## Listed records:
[start]

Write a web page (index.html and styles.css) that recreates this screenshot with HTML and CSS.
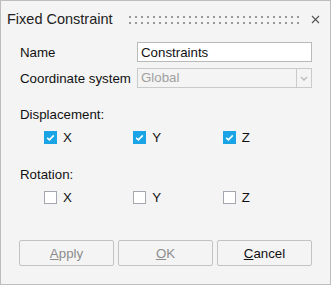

[end]
[start]

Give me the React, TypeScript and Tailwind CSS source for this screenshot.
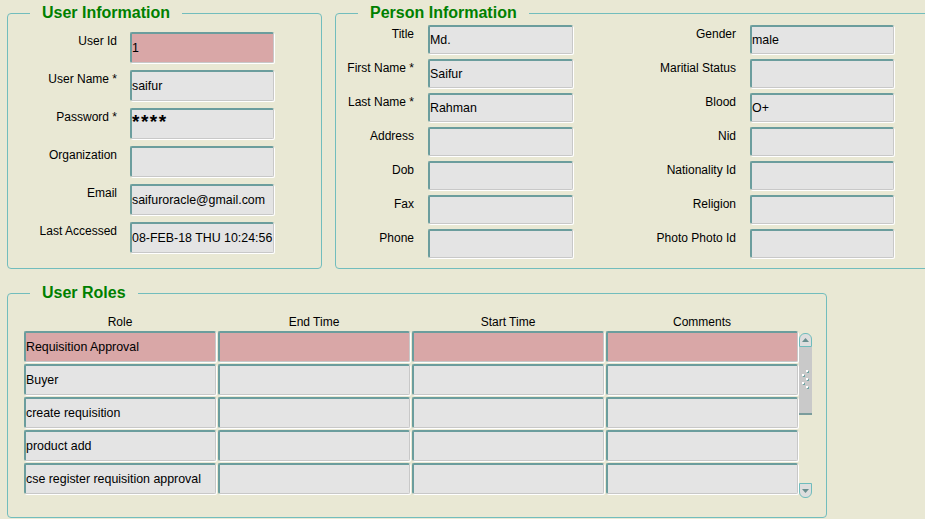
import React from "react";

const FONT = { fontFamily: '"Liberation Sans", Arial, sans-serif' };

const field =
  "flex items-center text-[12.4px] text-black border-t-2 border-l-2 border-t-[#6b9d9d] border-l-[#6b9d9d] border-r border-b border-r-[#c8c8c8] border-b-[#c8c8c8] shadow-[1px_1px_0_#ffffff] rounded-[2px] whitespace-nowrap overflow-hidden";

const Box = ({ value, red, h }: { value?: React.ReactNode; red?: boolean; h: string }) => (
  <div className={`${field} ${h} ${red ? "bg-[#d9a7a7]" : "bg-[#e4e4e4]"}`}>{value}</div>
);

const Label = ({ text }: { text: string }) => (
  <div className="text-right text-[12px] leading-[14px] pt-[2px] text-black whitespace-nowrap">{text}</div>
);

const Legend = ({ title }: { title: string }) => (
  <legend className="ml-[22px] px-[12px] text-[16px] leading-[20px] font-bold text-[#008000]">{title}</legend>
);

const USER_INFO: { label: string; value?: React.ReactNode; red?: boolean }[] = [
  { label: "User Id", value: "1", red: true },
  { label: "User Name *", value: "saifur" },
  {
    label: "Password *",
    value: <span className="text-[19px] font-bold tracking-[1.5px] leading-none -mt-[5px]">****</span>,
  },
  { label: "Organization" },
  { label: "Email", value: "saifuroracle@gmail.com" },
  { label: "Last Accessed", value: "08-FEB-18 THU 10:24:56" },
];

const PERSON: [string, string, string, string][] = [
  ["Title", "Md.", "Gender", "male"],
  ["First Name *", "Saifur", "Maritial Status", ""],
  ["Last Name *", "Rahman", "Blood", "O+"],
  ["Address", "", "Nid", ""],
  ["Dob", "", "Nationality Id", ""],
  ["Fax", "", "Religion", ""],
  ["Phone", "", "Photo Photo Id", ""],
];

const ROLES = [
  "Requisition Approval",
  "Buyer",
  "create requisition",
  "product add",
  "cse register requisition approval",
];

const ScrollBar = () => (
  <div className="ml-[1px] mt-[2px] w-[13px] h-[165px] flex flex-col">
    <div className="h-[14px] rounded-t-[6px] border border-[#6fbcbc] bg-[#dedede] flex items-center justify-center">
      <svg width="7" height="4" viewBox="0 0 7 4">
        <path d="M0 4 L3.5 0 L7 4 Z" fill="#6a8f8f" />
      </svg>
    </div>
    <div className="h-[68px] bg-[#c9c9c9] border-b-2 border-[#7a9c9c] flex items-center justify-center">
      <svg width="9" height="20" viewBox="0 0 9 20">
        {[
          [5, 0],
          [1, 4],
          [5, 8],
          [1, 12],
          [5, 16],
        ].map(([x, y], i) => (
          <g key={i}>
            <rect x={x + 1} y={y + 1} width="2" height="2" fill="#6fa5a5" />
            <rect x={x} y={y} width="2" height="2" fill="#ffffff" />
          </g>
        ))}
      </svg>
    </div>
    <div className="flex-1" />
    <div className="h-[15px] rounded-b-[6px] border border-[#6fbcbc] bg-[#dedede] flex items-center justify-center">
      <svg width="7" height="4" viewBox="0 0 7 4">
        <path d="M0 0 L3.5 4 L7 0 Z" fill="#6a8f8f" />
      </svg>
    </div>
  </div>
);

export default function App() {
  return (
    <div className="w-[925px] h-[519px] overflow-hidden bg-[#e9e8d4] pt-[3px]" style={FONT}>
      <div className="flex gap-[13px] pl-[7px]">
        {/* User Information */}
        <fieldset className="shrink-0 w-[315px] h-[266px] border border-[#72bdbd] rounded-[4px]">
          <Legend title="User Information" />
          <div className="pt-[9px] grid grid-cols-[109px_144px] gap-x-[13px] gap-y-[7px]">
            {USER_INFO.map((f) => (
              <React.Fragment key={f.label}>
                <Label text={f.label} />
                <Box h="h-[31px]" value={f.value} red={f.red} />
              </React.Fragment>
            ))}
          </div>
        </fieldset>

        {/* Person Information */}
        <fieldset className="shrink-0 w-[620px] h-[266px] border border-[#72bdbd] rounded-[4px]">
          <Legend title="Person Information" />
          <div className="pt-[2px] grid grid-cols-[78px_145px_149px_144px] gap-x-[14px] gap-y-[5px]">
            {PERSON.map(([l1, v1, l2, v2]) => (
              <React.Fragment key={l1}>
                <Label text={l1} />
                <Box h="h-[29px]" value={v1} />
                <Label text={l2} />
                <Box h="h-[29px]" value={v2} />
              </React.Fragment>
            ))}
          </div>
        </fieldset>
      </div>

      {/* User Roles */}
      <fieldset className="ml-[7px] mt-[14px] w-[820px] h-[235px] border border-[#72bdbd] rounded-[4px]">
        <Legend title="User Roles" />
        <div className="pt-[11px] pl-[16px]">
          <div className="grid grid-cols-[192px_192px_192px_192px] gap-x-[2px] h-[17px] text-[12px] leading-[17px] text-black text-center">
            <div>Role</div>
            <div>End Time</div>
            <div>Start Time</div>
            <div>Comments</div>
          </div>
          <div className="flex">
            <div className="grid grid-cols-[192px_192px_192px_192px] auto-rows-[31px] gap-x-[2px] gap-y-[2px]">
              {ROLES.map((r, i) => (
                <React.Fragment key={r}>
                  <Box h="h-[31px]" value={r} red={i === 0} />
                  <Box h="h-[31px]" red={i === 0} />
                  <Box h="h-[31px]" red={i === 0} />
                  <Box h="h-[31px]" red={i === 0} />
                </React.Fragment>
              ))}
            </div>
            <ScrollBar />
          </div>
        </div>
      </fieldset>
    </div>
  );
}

[end]

## Required task:
Only a number is wanted: how many lines of the data above contain "this"?

## Complete response:
2